Extract every line of the material that holds the string "code".

-- Start of Entries --

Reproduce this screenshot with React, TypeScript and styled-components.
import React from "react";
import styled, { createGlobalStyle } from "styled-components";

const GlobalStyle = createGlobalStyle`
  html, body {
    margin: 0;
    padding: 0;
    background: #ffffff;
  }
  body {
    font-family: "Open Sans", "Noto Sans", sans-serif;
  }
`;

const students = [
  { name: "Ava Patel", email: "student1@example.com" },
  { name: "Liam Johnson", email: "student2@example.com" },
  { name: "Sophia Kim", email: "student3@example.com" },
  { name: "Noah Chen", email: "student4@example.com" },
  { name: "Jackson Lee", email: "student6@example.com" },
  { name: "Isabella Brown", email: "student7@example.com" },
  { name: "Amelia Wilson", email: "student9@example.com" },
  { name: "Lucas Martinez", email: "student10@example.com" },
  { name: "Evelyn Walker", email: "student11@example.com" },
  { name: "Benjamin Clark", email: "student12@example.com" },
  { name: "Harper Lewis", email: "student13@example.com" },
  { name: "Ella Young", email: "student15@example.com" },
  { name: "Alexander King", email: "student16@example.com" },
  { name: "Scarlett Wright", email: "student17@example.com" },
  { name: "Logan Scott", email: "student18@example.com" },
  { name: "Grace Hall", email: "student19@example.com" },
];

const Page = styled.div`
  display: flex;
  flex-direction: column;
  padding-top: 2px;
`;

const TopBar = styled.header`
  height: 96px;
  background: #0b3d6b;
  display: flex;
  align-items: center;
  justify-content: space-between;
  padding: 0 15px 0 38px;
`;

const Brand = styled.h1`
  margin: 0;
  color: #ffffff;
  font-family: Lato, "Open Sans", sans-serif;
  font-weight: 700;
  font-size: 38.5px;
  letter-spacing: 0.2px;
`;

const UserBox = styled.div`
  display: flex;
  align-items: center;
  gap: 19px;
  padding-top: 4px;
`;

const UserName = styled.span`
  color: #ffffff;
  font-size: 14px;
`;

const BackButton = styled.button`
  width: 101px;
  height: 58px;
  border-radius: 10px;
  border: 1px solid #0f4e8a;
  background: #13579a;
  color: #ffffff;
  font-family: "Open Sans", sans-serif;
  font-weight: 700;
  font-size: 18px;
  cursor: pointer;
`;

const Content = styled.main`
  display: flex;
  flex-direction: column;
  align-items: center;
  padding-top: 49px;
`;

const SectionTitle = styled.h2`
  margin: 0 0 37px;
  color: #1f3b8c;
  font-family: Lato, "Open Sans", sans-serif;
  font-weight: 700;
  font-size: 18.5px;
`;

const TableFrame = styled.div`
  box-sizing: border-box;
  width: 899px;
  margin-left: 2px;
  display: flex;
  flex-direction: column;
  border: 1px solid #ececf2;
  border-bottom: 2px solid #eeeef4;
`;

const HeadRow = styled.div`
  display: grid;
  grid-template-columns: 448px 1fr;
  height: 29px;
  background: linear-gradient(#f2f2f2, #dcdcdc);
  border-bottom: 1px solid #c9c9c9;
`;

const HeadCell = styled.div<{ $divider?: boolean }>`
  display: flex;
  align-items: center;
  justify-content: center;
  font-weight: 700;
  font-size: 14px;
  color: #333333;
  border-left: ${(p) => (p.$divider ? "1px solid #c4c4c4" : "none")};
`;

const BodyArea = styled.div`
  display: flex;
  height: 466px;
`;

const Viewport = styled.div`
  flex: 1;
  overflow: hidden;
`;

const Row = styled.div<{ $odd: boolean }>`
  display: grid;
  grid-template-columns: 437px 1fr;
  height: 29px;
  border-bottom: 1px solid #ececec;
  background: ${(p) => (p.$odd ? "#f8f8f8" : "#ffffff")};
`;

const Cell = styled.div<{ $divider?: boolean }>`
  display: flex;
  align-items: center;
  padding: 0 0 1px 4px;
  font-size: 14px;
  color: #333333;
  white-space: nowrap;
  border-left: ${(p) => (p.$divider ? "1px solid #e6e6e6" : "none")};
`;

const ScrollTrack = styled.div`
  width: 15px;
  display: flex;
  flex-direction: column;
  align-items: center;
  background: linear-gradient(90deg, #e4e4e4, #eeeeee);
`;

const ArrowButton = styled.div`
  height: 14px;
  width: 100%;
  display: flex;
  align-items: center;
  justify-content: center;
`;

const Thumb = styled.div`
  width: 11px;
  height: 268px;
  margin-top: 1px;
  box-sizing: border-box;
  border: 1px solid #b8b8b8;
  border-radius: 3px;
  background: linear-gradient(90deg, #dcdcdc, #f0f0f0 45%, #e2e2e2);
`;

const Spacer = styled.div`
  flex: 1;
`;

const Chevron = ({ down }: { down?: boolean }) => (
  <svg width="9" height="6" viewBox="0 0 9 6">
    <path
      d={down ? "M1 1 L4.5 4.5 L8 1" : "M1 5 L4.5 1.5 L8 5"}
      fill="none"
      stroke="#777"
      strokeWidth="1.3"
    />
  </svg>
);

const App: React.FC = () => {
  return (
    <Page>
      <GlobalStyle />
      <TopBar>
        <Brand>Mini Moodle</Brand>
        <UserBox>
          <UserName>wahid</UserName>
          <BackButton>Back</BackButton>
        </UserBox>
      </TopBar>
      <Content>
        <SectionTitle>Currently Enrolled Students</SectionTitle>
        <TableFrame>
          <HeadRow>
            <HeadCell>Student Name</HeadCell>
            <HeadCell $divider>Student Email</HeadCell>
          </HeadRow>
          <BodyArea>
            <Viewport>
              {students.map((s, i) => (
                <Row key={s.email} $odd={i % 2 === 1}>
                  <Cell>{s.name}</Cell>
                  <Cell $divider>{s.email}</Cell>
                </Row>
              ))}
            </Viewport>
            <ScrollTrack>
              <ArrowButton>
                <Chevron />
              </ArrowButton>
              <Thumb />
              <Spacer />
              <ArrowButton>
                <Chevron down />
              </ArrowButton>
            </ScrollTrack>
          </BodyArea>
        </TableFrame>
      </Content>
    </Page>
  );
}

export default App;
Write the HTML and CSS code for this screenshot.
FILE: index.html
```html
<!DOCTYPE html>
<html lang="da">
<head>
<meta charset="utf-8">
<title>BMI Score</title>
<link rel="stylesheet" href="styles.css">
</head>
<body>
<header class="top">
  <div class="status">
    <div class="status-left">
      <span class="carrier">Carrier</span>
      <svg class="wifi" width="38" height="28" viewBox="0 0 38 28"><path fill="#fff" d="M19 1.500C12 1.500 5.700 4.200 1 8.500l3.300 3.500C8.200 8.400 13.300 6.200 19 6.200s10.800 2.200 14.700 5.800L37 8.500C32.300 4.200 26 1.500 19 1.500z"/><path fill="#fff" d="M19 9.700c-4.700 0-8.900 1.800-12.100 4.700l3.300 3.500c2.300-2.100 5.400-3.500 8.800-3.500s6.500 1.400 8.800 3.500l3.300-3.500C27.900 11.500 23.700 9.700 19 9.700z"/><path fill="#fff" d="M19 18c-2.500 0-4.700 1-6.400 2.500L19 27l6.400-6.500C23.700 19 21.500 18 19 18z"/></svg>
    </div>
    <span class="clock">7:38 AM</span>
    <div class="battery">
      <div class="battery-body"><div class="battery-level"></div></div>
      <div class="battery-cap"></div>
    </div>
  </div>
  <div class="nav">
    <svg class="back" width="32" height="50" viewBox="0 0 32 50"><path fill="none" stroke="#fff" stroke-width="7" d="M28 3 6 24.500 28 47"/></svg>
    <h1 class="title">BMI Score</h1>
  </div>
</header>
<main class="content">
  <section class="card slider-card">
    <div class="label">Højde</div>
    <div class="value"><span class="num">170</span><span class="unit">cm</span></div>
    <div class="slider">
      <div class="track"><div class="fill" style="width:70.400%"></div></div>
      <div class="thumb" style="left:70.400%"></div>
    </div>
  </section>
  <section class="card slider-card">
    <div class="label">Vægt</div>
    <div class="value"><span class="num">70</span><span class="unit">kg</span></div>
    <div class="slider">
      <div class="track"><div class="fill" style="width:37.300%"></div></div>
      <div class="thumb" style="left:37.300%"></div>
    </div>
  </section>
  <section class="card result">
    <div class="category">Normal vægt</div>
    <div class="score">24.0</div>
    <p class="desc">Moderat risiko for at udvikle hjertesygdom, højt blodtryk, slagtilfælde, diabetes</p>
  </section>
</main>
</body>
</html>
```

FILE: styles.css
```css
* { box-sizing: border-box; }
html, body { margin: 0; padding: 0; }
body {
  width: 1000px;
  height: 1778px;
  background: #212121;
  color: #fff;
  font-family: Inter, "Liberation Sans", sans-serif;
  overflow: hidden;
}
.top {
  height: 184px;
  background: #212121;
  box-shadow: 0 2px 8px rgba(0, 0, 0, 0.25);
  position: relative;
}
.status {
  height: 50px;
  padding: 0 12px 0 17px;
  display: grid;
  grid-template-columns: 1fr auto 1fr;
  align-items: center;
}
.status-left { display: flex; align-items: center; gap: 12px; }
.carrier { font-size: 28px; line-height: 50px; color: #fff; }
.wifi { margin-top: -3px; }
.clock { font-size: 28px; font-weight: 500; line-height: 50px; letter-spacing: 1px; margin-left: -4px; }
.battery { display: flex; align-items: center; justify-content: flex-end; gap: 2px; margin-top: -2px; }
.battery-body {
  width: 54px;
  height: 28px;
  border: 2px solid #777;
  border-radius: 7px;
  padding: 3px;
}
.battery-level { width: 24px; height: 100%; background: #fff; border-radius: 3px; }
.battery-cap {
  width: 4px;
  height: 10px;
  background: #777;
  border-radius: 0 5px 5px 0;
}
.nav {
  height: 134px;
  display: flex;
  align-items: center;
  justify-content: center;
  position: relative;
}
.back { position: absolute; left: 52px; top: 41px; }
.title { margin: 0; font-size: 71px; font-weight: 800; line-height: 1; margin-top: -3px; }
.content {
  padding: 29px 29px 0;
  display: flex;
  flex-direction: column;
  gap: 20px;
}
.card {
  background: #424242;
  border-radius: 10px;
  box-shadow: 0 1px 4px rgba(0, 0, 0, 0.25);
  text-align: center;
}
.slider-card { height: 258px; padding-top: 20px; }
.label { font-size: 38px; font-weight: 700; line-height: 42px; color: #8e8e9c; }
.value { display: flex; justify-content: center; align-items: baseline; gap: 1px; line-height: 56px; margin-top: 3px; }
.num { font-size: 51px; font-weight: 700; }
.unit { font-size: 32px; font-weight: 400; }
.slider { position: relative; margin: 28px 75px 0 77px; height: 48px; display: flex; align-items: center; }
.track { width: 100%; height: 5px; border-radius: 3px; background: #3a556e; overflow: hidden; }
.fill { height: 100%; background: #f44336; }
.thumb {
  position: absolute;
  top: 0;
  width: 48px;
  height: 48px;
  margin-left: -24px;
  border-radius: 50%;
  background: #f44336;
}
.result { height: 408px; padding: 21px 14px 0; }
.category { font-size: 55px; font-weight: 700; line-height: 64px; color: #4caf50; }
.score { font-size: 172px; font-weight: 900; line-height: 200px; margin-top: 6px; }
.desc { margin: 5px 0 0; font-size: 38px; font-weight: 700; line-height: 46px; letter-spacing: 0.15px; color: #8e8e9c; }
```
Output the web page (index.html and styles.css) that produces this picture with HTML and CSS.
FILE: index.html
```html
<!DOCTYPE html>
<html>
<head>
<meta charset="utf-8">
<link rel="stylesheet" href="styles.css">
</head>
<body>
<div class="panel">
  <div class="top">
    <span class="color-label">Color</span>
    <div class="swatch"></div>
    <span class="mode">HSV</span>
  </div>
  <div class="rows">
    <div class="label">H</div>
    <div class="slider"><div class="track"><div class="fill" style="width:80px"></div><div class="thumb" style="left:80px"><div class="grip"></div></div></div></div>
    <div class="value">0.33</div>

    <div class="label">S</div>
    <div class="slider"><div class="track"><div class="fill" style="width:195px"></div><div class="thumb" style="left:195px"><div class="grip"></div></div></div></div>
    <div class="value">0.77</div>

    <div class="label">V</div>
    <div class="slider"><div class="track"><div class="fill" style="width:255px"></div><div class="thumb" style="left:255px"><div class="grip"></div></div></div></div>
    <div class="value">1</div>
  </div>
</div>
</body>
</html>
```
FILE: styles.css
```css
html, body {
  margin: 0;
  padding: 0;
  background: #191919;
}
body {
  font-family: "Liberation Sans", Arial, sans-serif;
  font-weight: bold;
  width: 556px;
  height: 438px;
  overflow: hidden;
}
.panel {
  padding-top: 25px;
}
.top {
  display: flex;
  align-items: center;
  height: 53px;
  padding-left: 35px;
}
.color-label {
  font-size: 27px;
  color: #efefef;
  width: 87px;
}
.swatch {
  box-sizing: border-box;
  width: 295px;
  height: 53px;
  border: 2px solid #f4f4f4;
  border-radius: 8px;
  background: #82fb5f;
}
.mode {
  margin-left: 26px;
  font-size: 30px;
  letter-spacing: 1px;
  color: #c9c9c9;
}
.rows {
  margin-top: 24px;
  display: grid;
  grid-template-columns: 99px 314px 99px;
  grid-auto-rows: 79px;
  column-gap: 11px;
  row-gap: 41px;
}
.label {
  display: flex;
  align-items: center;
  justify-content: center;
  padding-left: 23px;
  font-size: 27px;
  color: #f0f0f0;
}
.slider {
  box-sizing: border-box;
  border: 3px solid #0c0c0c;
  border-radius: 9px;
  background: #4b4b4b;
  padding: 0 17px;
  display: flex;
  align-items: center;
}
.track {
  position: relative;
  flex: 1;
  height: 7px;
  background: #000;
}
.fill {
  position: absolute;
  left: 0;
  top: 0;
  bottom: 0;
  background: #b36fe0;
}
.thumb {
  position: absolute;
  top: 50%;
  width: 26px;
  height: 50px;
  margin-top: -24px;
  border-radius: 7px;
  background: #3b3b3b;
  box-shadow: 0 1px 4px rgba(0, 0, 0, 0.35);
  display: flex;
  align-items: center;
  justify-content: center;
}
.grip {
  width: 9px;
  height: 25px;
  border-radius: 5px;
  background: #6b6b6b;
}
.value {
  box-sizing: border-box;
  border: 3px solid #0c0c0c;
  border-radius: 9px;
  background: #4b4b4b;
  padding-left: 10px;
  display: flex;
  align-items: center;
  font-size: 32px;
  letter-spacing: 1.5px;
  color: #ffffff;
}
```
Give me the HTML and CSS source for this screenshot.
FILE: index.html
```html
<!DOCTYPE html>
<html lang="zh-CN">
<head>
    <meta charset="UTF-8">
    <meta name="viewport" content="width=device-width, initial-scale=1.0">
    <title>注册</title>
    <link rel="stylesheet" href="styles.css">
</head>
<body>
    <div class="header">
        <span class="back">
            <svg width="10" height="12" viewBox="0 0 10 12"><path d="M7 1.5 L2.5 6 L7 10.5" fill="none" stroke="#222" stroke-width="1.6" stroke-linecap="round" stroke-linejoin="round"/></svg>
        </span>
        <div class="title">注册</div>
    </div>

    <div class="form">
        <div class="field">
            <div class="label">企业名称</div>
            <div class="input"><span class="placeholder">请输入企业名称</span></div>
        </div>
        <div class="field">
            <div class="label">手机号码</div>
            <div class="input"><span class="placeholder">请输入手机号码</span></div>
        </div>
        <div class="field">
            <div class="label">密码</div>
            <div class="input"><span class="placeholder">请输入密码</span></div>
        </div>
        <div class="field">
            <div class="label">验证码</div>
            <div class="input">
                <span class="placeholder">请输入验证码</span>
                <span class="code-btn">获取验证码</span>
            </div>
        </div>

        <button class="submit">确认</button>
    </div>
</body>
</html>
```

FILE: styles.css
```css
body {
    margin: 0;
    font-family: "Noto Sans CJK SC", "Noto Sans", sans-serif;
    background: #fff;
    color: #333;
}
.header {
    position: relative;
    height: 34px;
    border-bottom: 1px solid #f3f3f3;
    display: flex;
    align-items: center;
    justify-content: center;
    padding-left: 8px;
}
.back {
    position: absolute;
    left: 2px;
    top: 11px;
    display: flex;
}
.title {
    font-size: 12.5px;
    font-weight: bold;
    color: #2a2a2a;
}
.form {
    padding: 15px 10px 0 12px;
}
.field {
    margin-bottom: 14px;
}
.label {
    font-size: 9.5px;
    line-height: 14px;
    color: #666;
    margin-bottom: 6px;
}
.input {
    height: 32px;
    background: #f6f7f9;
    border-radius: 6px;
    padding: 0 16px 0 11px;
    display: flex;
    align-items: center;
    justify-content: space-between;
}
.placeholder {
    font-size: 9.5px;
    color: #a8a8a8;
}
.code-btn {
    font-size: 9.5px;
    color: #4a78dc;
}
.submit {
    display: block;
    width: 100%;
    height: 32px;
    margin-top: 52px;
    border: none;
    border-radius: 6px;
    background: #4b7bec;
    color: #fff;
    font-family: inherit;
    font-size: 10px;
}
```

-- End of Entries --

■ Output for this task ■
Write the HTML and CSS code for this screenshot.
                <span class="code-btn">获取验证码</span>
.code-btn {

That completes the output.